# What you have to do
Restate each of the lines below word for word and drop every picture.

# Dataset content
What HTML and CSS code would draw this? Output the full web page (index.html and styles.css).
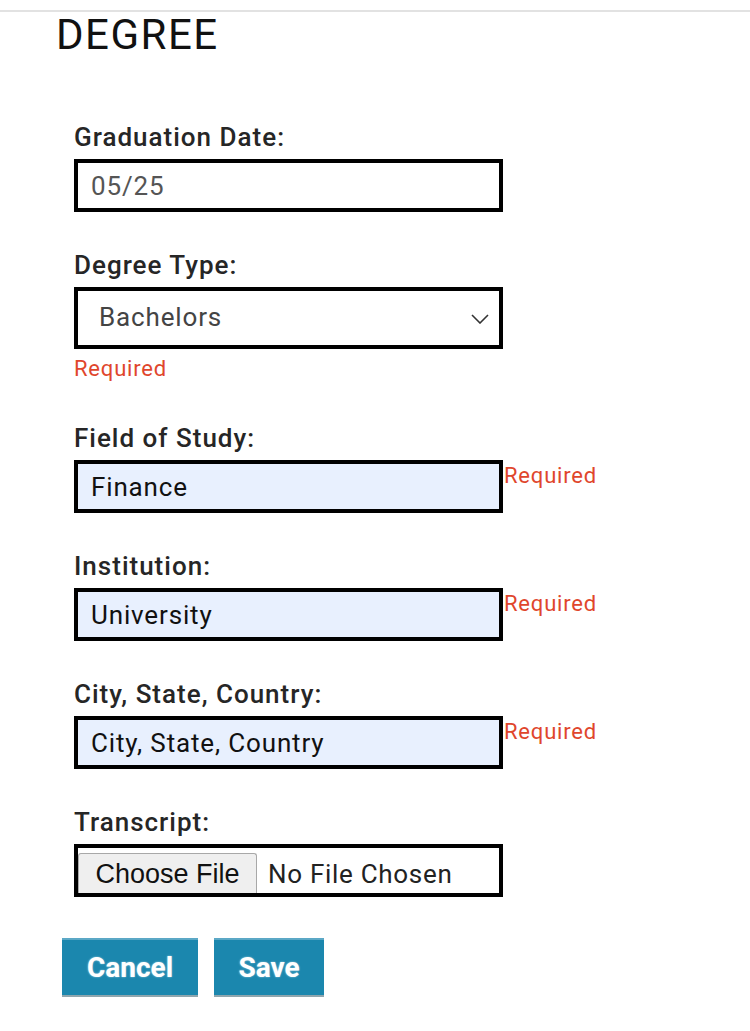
FILE: index.html
```html
<!DOCTYPE html>
<html lang="en">
<head>
<meta charset="utf-8">
<title>Degree</title>
<link rel="stylesheet" href="styles.css">
</head>
<body>
<div class="page">
  <h1 class="title">DEGREE</h1>
  <form class="form">
    <div class="field">
      <label class="label">Graduation Date:</label>
      <div class="row">
        <input class="input" type="text" value="05/25">
      </div>
    </div>
    <div class="field field-select">
      <label class="label">Degree Type:</label>
      <div class="select">
        <span class="select-value">Bachelors</span>
        <svg class="chevron" width="18" height="10" viewBox="0 0 18 10"><path d="M1 1 L9 9 L17 1" fill="none" stroke="#333" stroke-width="1.6"/></svg>
      </div>
      <div class="error error-below">Required</div>
    </div>
    <div class="field">
      <label class="label">Field of Study:</label>
      <div class="row">
        <input class="input filled" type="text" value="Finance">
        <span class="error error-side">Required</span>
      </div>
    </div>
    <div class="field">
      <label class="label">Institution:</label>
      <div class="row">
        <input class="input filled" type="text" value="University">
        <span class="error error-side">Required</span>
      </div>
    </div>
    <div class="field">
      <label class="label">City, State, Country:</label>
      <div class="row">
        <input class="input filled" type="text" value="City, State, Country">
        <span class="error error-side">Required</span>
      </div>
    </div>
    <div class="field field-last">
      <label class="label">Transcript:</label>
      <div class="file">
        <span class="file-btn">Choose File</span>
        <span class="file-name">No File Chosen</span>
      </div>
    </div>
  </form>
  <div class="actions">
    <button class="btn btn-cancel" type="button">Cancel</button>
    <button class="btn btn-save" type="button">Save</button>
  </div>
</div>
</body>
</html>
```
FILE: styles.css
```css
* { box-sizing: border-box; }
html, body { margin: 0; padding: 0; background: #fff; }
body {
  font-family: Roboto, "Liberation Sans", sans-serif;
  color: #222;
}
.page {
  margin-top: 10px;
  border-top: 2px solid #e2e2e2;
}
.title {
  margin: 2px 0 0 56px;
  font-size: 42px;
  font-weight: 400;
  line-height: 42px;
  color: #111;
  letter-spacing: 1.5px;
}
.form {
  margin: 66px 0 0 74px;
  display: flex;
  flex-direction: column;
}
.field {
  display: flex;
  flex-direction: column;
  margin-bottom: 38px;
}
.field-select { margin-bottom: 41px; }
.field-last { margin-bottom: 41px; }
.label {
  font-size: 26px;
  line-height: 30px;
  font-weight: 500;
  color: #262626;
  letter-spacing: 1px;
  margin-bottom: 7px;
}
.row {
  display: flex;
  align-items: flex-start;
}
.input {
  width: 429px;
  height: 53px;
  border: 4px solid #000;
  border-radius: 0;
  padding: 0 0 0 13px;
  margin: 0;
  font-family: Roboto, "Liberation Sans", sans-serif;
  font-size: 26px;
  letter-spacing: 0.85px;
  color: #555;
  background: #fff;
  outline: none;
}
.input.filled {
  background: #e8f0fe;
  color: #111;
}
.select {
  width: 429px;
  height: 62px;
  border: 4px solid #000;
  display: flex;
  align-items: center;
  justify-content: space-between;
  padding: 0 10px 0 21px;
}
.select-value {
  font-size: 26px;
  letter-spacing: 0.85px;
  color: #444;
  margin-top: -3px;
}
.chevron { display: block; margin-top: 2px; }
.error {
  color: #e0462c;
  font-size: 22px;
  line-height: 26px;
  letter-spacing: 0.8px;
}
.error-below { margin-top: 7px; }
.error-side { margin-left: 1px; margin-top: 3px; }
.file {
  width: 429px;
  height: 53px;
  border: 4px solid #000;
  display: flex;
  align-items: flex-end;
}
.file-btn {
  width: 179px;
  height: 40px;
  background: #efefef;
  border: 1px solid #a8a8a8;
  border-bottom: none;
  border-radius: 3px 3px 0 0;
  font-family: "Liberation Sans", Arial, sans-serif;
  font-size: 27px;
  color: #111;
  display: flex;
  align-items: center;
  justify-content: center;
  padding-top: 2px;
}
.file-name {
  margin-left: 11px;
  margin-bottom: 4px;
  font-size: 26px;
  letter-spacing: 0.7px;
  color: #222;
}
.actions {
  display: flex;
  gap: 16px;
  margin-left: 62px;
}
.btn {
  height: 59px;
  background: #1b87ae;
  border: none;
  border-top: 2px solid #5ba8c6;
  border-bottom: 2px solid #8fa6ae;
  color: #fff;
  font-family: Roboto, "Liberation Sans", sans-serif;
  font-weight: 700;
  font-size: 28px;
  padding: 0;
  text-shadow: 0 0 2px rgba(255,255,255,0.6);
}
.btn-cancel { width: 136px; }
.btn-save { width: 110px; }
```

# Reply
What HTML and CSS code would draw this? Output the full web page (index.html and styles.css).
FILE: index.html
```html
<!DOCTYPE html>
<html lang="en">
<head>
<meta charset="utf-8">
<title>Degree</title>
<link rel="stylesheet" href="styles.css">
</head>
<body>
<div class="page">
  <h1 class="title">DEGREE</h1>
  <form class="form">
    <div class="field">
      <label class="label">Graduation Date:</label>
      <div class="row">
        <input class="input" type="text" value="05/25">
      </div>
    </div>
    <div class="field field-select">
      <label class="label">Degree Type:</label>
      <div class="select">
        <span class="select-value">Bachelors</span>
        <svg class="chevron" width="18" height="10" viewBox="0 0 18 10"><path d="M1 1 L9 9 L17 1" fill="none" stroke="#333" stroke-width="1.6"/></svg>
      </div>
      <div class="error error-below">Required</div>
    </div>
    <div class="field">
      <label class="label">Field of Study:</label>
      <div class="row">
        <input class="input filled" type="text" value="Finance">
        <span class="error error-side">Required</span>
      </div>
    </div>
    <div class="field">
      <label class="label">Institution:</label>
      <div class="row">
        <input class="input filled" type="text" value="University">
        <span class="error error-side">Required</span>
      </div>
    </div>
    <div class="field">
      <label class="label">City, State, Country:</label>
      <div class="row">
        <input class="input filled" type="text" value="City, State, Country">
        <span class="error error-side">Required</span>
      </div>
    </div>
    <div class="field field-last">
      <label class="label">Transcript:</label>
      <div class="file">
        <span class="file-btn">Choose File</span>
        <span class="file-name">No File Chosen</span>
      </div>
    </div>
  </form>
  <div class="actions">
    <button class="btn btn-cancel" type="button">Cancel</button>
    <button class="btn btn-save" type="button">Save</button>
  </div>
</div>
</body>
</html>
```
FILE: styles.css
```css
* { box-sizing: border-box; }
html, body { margin: 0; padding: 0; background: #fff; }
body {
  font-family: Roboto, "Liberation Sans", sans-serif;
  color: #222;
}
.page {
  margin-top: 10px;
  border-top: 2px solid #e2e2e2;
}
.title {
  margin: 2px 0 0 56px;
  font-size: 42px;
  font-weight: 400;
  line-height: 42px;
  color: #111;
  letter-spacing: 1.5px;
}
.form {
  margin: 66px 0 0 74px;
  display: flex;
  flex-direction: column;
}
.field {
  display: flex;
  flex-direction: column;
  margin-bottom: 38px;
}
.field-select { margin-bottom: 41px; }
.field-last { margin-bottom: 41px; }
.label {
  font-size: 26px;
  line-height: 30px;
  font-weight: 500;
  color: #262626;
  letter-spacing: 1px;
  margin-bottom: 7px;
}
.row {
  display: flex;
  align-items: flex-start;
}
.input {
  width: 429px;
  height: 53px;
  border: 4px solid #000;
  border-radius: 0;
  padding: 0 0 0 13px;
  margin: 0;
  font-family: Roboto, "Liberation Sans", sans-serif;
  font-size: 26px;
  letter-spacing: 0.85px;
  color: #555;
  background: #fff;
  outline: none;
}
.input.filled {
  background: #e8f0fe;
  color: #111;
}
.select {
  width: 429px;
  height: 62px;
  border: 4px solid #000;
  display: flex;
  align-items: center;
  justify-content: space-between;
  padding: 0 10px 0 21px;
}
.select-value {
  font-size: 26px;
  letter-spacing: 0.85px;
  color: #444;
  margin-top: -3px;
}
.chevron { display: block; margin-top: 2px; }
.error {
  color: #e0462c;
  font-size: 22px;
  line-height: 26px;
  letter-spacing: 0.8px;
}
.error-below { margin-top: 7px; }
.error-side { margin-left: 1px; margin-top: 3px; }
.file {
  width: 429px;
  height: 53px;
  border: 4px solid #000;
  display: flex;
  align-items: flex-end;
}
.file-btn {
  width: 179px;
  height: 40px;
  background: #efefef;
  border: 1px solid #a8a8a8;
  border-bottom: none;
  border-radius: 3px 3px 0 0;
  font-family: "Liberation Sans", Arial, sans-serif;
  font-size: 27px;
  color: #111;
  display: flex;
  align-items: center;
  justify-content: center;
  padding-top: 2px;
}
.file-name {
  margin-left: 11px;
  margin-bottom: 4px;
  font-size: 26px;
  letter-spacing: 0.7px;
  color: #222;
}
.actions {
  display: flex;
  gap: 16px;
  margin-left: 62px;
}
.btn {
  height: 59px;
  background: #1b87ae;
  border: none;
  border-top: 2px solid #5ba8c6;
  border-bottom: 2px solid #8fa6ae;
  color: #fff;
  font-family: Roboto, "Liberation Sans", sans-serif;
  font-weight: 700;
  font-size: 28px;
  padding: 0;
  text-shadow: 0 0 2px rgba(255,255,255,0.6);
}
.btn-cancel { width: 136px; }
.btn-save { width: 110px; }
```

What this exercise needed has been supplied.